__Do this__
Set the listing down again exactly, please, apart from its pictures.
== Collected material
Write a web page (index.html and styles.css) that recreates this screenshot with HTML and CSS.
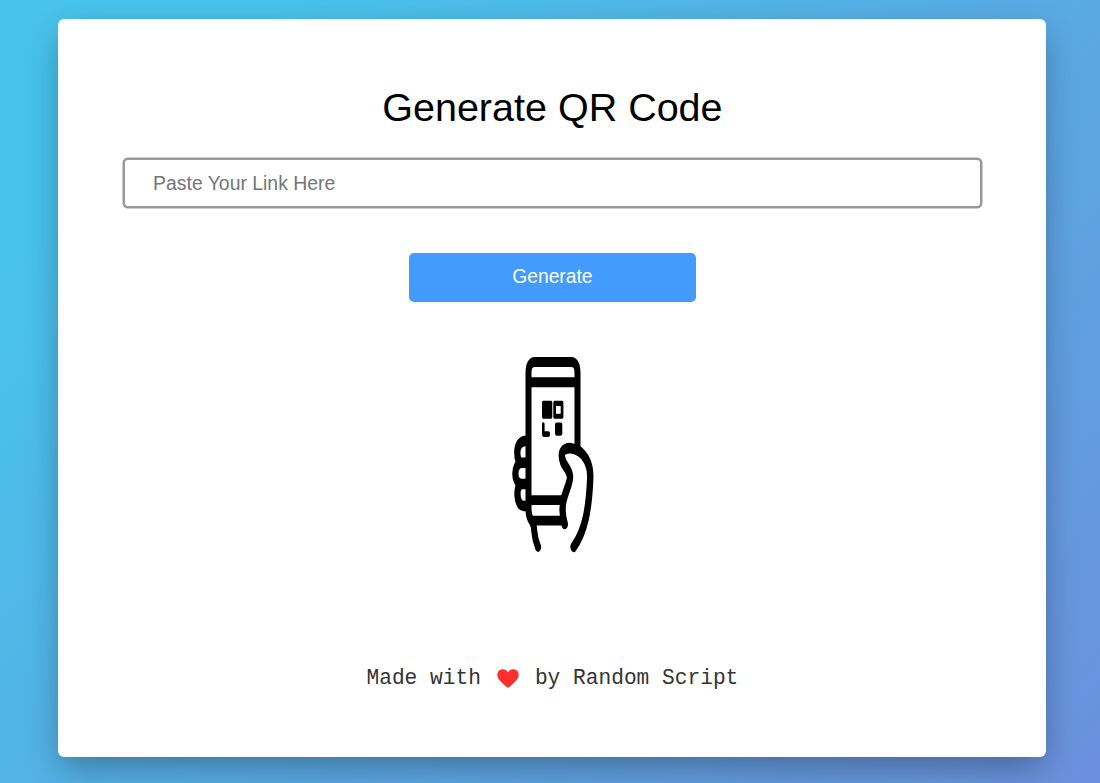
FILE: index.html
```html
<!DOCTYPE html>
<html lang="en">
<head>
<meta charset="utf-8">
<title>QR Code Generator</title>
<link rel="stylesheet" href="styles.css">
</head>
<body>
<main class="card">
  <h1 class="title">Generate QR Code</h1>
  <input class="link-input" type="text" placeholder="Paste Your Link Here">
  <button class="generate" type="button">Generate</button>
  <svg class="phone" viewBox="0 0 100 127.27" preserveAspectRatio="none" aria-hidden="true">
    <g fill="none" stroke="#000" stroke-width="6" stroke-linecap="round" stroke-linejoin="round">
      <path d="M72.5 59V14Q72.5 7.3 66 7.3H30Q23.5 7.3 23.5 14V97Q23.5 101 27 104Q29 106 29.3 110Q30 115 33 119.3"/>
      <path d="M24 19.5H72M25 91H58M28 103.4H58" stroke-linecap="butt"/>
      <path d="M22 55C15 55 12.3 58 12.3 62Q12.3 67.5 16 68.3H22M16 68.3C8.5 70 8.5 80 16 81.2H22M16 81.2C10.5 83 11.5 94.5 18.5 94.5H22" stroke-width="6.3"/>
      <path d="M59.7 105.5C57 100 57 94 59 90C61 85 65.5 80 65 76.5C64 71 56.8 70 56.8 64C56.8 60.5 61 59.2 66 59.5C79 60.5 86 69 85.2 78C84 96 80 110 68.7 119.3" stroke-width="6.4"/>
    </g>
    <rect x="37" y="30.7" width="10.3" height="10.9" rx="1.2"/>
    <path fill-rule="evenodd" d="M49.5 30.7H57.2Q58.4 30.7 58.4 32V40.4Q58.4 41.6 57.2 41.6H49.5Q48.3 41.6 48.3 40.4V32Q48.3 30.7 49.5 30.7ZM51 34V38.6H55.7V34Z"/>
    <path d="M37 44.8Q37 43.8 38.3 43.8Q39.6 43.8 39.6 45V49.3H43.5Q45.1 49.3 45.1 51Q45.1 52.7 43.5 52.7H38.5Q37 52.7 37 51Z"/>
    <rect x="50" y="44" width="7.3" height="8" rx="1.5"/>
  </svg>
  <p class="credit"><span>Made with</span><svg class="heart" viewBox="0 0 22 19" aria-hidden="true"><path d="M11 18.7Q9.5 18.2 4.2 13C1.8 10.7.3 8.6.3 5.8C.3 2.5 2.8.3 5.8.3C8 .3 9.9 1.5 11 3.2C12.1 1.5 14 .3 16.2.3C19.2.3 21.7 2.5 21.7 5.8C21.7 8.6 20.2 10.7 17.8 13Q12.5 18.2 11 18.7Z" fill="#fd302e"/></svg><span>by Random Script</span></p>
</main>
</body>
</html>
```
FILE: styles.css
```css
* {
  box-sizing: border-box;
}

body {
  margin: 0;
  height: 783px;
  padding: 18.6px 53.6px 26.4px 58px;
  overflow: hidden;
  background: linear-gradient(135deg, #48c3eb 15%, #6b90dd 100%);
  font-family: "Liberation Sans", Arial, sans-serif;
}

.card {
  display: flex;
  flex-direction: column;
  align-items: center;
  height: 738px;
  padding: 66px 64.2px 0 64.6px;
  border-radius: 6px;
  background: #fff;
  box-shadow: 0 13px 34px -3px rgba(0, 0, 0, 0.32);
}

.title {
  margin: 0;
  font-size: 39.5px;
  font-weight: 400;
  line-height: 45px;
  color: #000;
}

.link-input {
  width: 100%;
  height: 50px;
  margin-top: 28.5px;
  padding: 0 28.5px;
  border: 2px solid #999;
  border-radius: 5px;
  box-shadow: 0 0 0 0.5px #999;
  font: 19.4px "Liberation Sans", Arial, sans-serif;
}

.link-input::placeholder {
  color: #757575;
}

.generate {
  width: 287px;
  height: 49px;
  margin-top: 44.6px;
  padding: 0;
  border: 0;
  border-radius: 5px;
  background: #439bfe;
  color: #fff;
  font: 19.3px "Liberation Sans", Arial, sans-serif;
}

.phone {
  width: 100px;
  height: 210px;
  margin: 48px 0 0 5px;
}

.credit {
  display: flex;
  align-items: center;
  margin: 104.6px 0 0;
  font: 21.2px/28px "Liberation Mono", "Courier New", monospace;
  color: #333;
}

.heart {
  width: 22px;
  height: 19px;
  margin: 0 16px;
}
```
====
__Solution to the problem__
Write a web page (index.html and styles.css) that recreates this screenshot with HTML and CSS.
FILE: index.html
```html
<!DOCTYPE html>
<html lang="en">
<head>
<meta charset="utf-8">
<title>QR Code Generator</title>
<link rel="stylesheet" href="styles.css">
</head>
<body>
<main class="card">
  <h1 class="title">Generate QR Code</h1>
  <input class="link-input" type="text" placeholder="Paste Your Link Here">
  <button class="generate" type="button">Generate</button>
  <svg class="phone" viewBox="0 0 100 127.27" preserveAspectRatio="none" aria-hidden="true">
    <g fill="none" stroke="#000" stroke-width="6" stroke-linecap="round" stroke-linejoin="round">
      <path d="M72.5 59V14Q72.5 7.3 66 7.3H30Q23.5 7.3 23.5 14V97Q23.5 101 27 104Q29 106 29.3 110Q30 115 33 119.3"/>
      <path d="M24 19.5H72M25 91H58M28 103.4H58" stroke-linecap="butt"/>
      <path d="M22 55C15 55 12.3 58 12.3 62Q12.3 67.5 16 68.3H22M16 68.3C8.5 70 8.5 80 16 81.2H22M16 81.2C10.5 83 11.5 94.5 18.5 94.5H22" stroke-width="6.3"/>
      <path d="M59.7 105.5C57 100 57 94 59 90C61 85 65.5 80 65 76.5C64 71 56.8 70 56.8 64C56.8 60.5 61 59.2 66 59.5C79 60.5 86 69 85.2 78C84 96 80 110 68.7 119.3" stroke-width="6.4"/>
    </g>
    <rect x="37" y="30.7" width="10.3" height="10.9" rx="1.2"/>
    <path fill-rule="evenodd" d="M49.5 30.7H57.2Q58.4 30.7 58.4 32V40.4Q58.4 41.6 57.2 41.6H49.5Q48.3 41.6 48.3 40.4V32Q48.3 30.7 49.5 30.7ZM51 34V38.6H55.7V34Z"/>
    <path d="M37 44.8Q37 43.8 38.3 43.8Q39.6 43.8 39.6 45V49.3H43.5Q45.1 49.3 45.1 51Q45.1 52.7 43.5 52.7H38.5Q37 52.7 37 51Z"/>
    <rect x="50" y="44" width="7.3" height="8" rx="1.5"/>
  </svg>
  <p class="credit"><span>Made with</span><svg class="heart" viewBox="0 0 22 19" aria-hidden="true"><path d="M11 18.7Q9.5 18.2 4.2 13C1.8 10.7.3 8.6.3 5.8C.3 2.5 2.8.3 5.8.3C8 .3 9.9 1.5 11 3.2C12.1 1.5 14 .3 16.2.3C19.2.3 21.7 2.5 21.7 5.8C21.7 8.6 20.2 10.7 17.8 13Q12.5 18.2 11 18.7Z" fill="#fd302e"/></svg><span>by Random Script</span></p>
</main>
</body>
</html>
```
FILE: styles.css
```css
* {
  box-sizing: border-box;
}

body {
  margin: 0;
  height: 783px;
  padding: 18.6px 53.6px 26.4px 58px;
  overflow: hidden;
  background: linear-gradient(135deg, #48c3eb 15%, #6b90dd 100%);
  font-family: "Liberation Sans", Arial, sans-serif;
}

.card {
  display: flex;
  flex-direction: column;
  align-items: center;
  height: 738px;
  padding: 66px 64.2px 0 64.6px;
  border-radius: 6px;
  background: #fff;
  box-shadow: 0 13px 34px -3px rgba(0, 0, 0, 0.32);
}

.title {
  margin: 0;
  font-size: 39.5px;
  font-weight: 400;
  line-height: 45px;
  color: #000;
}

.link-input {
  width: 100%;
  height: 50px;
  margin-top: 28.5px;
  padding: 0 28.5px;
  border: 2px solid #999;
  border-radius: 5px;
  box-shadow: 0 0 0 0.5px #999;
  font: 19.4px "Liberation Sans", Arial, sans-serif;
}

.link-input::placeholder {
  color: #757575;
}

.generate {
  width: 287px;
  height: 49px;
  margin-top: 44.6px;
  padding: 0;
  border: 0;
  border-radius: 5px;
  background: #439bfe;
  color: #fff;
  font: 19.3px "Liberation Sans", Arial, sans-serif;
}

.phone {
  width: 100px;
  height: 210px;
  margin: 48px 0 0 5px;
}

.credit {
  display: flex;
  align-items: center;
  margin: 104.6px 0 0;
  font: 21.2px/28px "Liberation Mono", "Courier New", monospace;
  color: #333;
}

.heart {
  width: 22px;
  height: 19px;
  margin: 0 16px;
}
```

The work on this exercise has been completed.